Saturday, November 7, 2009
 
 
 
Judge Joseph Keough decides on retirement E-mail
Friday, 02 January 2009

BY JIM BARON

PAWTUCKET — Having put in the years required to collect a full pension some time ago, Superior Court Magistrate Joseph Keough says, “I have been working for free for the last few years.”

He officially retired earlier this month saying, “It was about my time. I didn’t stand to gain anything by continuing to work.” It was something of a defensive move, Keough explained. Once he is off the payroll, he believes his retirement benefits will be safe from any cuts that may or may not come as Governor Carcieri and the General Assembly prepare to attack massive budget deficits in the current year and next year.
So what would he like to do now that he has filed his retirement papers?
“I am hoping to get called back so I can continue working for free, just for something to do, Keough, 67, told The Times. “I’m hoping that is going to happen and I think it will as long as the presiding justice (Joseph Rodgers) is there.”
Keough said Rogers brought him on as a magistrate 11 years ago, for the purpose of clearing a backlog of about 5,000 victim restitution cases, a job they estimated would take about three years. When it was done even sooner than that, he recalled, “Justice Rodgers had enough confidence in me to place me in every calendar in the Superior Court” over the next decade.

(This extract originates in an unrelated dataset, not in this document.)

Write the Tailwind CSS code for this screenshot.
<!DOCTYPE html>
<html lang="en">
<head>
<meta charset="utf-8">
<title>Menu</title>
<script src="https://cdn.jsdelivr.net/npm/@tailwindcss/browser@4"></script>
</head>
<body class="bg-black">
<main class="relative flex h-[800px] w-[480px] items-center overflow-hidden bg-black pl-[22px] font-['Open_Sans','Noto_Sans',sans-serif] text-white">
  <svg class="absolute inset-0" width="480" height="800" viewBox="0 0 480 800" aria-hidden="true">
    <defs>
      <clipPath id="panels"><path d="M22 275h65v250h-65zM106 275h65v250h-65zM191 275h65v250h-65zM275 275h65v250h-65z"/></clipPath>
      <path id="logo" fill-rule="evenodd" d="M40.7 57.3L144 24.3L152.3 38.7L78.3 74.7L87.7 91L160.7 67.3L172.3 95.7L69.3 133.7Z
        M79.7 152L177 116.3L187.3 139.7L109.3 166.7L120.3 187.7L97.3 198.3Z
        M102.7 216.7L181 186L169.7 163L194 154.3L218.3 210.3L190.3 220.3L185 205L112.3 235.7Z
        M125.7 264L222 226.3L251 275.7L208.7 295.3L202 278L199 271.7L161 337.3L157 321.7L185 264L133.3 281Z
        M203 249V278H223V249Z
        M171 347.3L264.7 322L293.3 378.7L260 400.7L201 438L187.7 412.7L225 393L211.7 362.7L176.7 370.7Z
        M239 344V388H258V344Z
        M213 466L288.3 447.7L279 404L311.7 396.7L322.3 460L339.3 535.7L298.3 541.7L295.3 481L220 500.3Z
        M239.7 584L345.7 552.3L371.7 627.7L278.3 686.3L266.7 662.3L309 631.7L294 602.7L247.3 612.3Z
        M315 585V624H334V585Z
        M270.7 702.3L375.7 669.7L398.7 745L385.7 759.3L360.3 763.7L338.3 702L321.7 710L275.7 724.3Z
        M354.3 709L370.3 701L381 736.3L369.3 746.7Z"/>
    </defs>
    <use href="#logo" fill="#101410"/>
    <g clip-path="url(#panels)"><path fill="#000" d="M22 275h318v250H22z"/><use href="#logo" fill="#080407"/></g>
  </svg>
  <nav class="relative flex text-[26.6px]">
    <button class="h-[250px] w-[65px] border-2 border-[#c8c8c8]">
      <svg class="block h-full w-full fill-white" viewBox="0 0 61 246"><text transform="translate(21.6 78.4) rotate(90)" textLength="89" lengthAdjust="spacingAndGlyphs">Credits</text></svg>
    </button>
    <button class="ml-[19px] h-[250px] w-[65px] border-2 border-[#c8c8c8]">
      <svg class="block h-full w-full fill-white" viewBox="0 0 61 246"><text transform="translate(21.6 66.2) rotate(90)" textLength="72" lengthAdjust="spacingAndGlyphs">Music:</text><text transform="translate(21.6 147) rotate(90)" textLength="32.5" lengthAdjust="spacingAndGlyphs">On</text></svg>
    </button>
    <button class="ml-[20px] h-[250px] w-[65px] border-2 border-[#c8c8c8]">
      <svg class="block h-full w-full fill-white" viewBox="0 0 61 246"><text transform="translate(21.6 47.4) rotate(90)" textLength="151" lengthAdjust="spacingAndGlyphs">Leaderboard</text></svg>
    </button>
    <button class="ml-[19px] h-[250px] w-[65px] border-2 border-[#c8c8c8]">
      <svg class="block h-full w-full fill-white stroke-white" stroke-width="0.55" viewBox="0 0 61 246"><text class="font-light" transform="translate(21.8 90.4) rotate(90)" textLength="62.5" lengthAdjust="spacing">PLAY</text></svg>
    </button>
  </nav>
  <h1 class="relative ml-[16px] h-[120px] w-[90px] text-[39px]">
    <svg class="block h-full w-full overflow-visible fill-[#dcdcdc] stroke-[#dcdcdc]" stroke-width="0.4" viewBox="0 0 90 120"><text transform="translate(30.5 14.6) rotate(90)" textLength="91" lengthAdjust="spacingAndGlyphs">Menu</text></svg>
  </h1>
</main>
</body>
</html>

Keough earned a reputation for being tough on the bench.
“There are a lot of people in Cranston (at the ACI) who won’t be broken hearted to see me go,” he laughed. “But I think I was fair. To run that criminal calendar in Courtroom 9, you have to be tough. You have to keep people’s feet to the fire. You want to keep everybody working, you want to keep jurors working, it’s something that requires you to push people.”

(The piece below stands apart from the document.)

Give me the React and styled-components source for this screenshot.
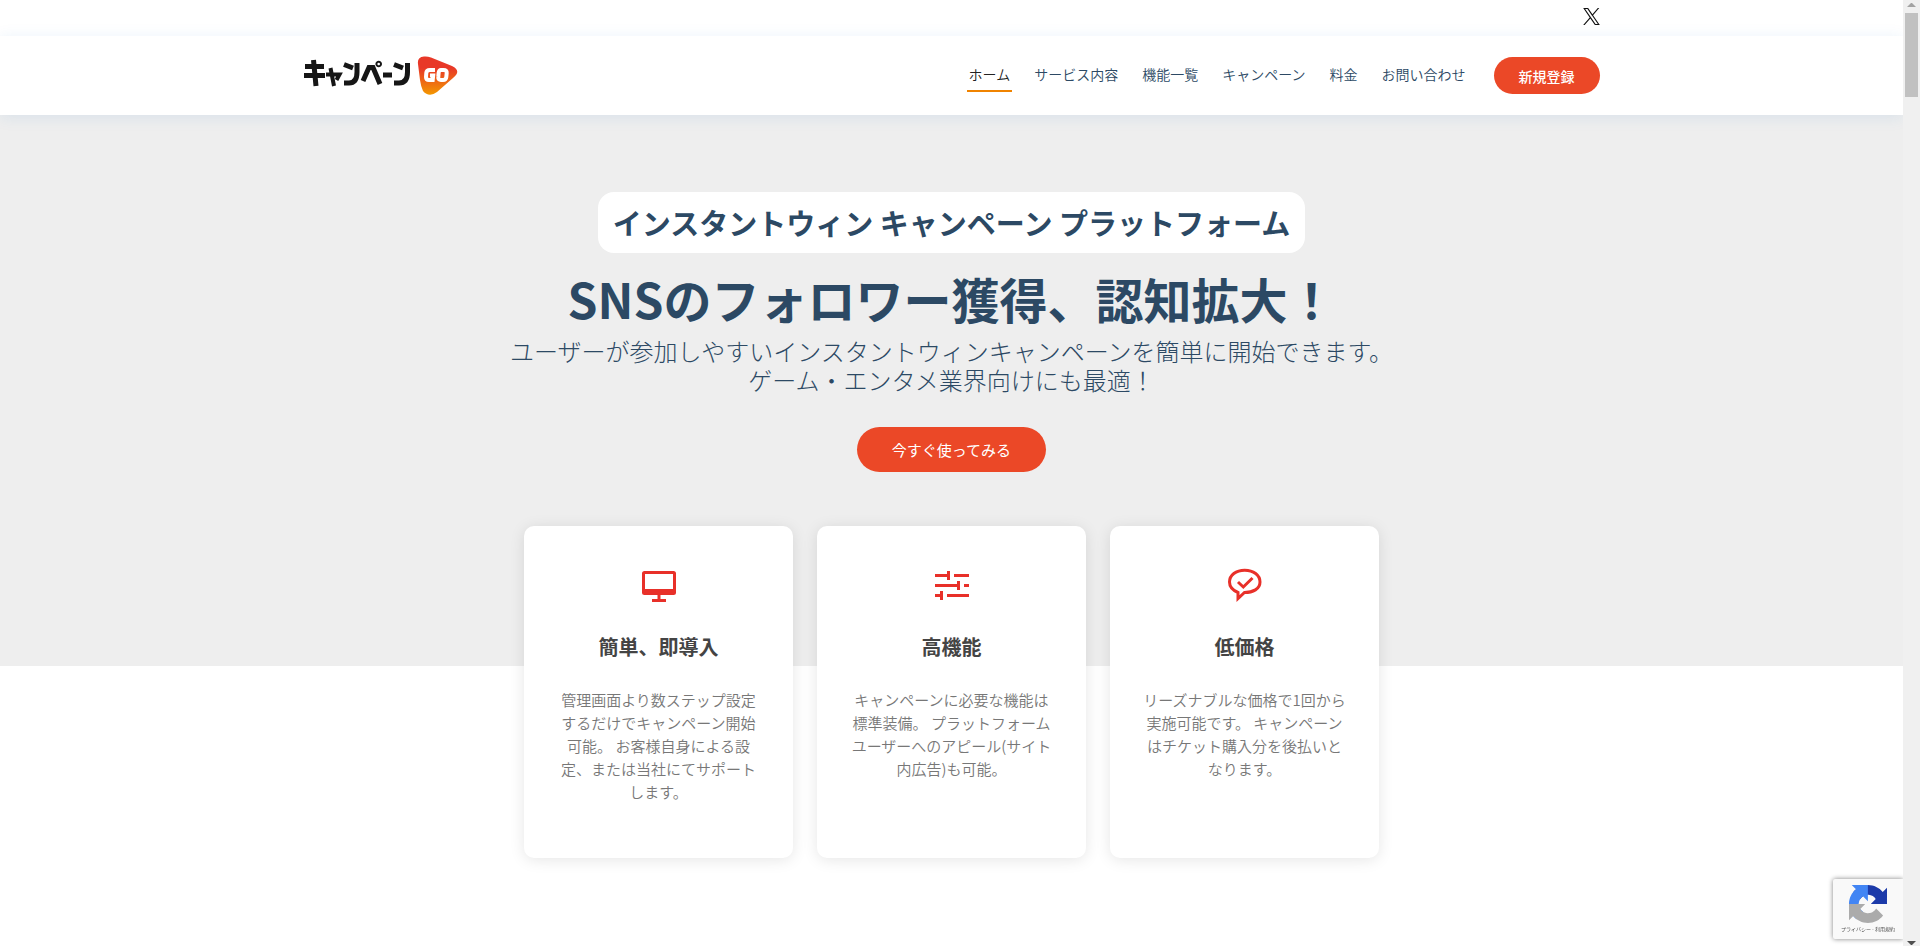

Keough is joining an exodus from the state judiciary. Supreme Court Chief Justice Frank Williams announced his retirement recently as did Family Court Judge Howard Lipsey. District Court Judge Albert DiRobbio died just a few days after the death of Family Court Judge Gilbert Rocha.
Before becoming a magistrate, Keough spent a total of 18 years as a judge in the Pawtucket Municipal Court. His tenure was interrupted because he did not support the candidacy of former Mayor Brian Sarault, so Sarault replaced him. But once Sarault resigned after being arrested on corruption charges that eventually sent him to jail, new Mayor Robert Metivier put Keough back in charge of the city court.
Even though he is stepping down as magistrate, Keough won’t he heading to warmer climes in his golden years. “I was born in Pawtucket, raised in Pawtucket and I think it is too late for me to leave Pawtucket at this juncture.”
Keough attended Pawtucket’s St. Raphael Academy, earned his BA in economics at Providence College and graduated from Suffolk University Law School.
He said he doesn’t expect to return to the private practice of law, although his son, Joseph Jr., is maintaining the family business from his Armistice Boulevard office and has invited him to come back.
As an attorney, Keough represented several professional athletes, including Lincoln’s Ross Brooks, a Boston Bruins goaltender and Dave Forbes, a Bruins forward charged with aggravated assault after allegedly striking another player with the butt end of his stick. In a trial in Minnesota, Forbes was acquitted when the jury could not reach a verdict.
Keough said he found he had to draw the line between representing athletes as an attorney and being an agent. “You have to do some things as an agent that would be violating your job as an attorney,” he said.
Among other ventures with Brooks, Keough promoted exhibition games by the Boston Bruins and Boston Celtics in Providence.
“I’ve had an interesting, well-rounded career,” he said.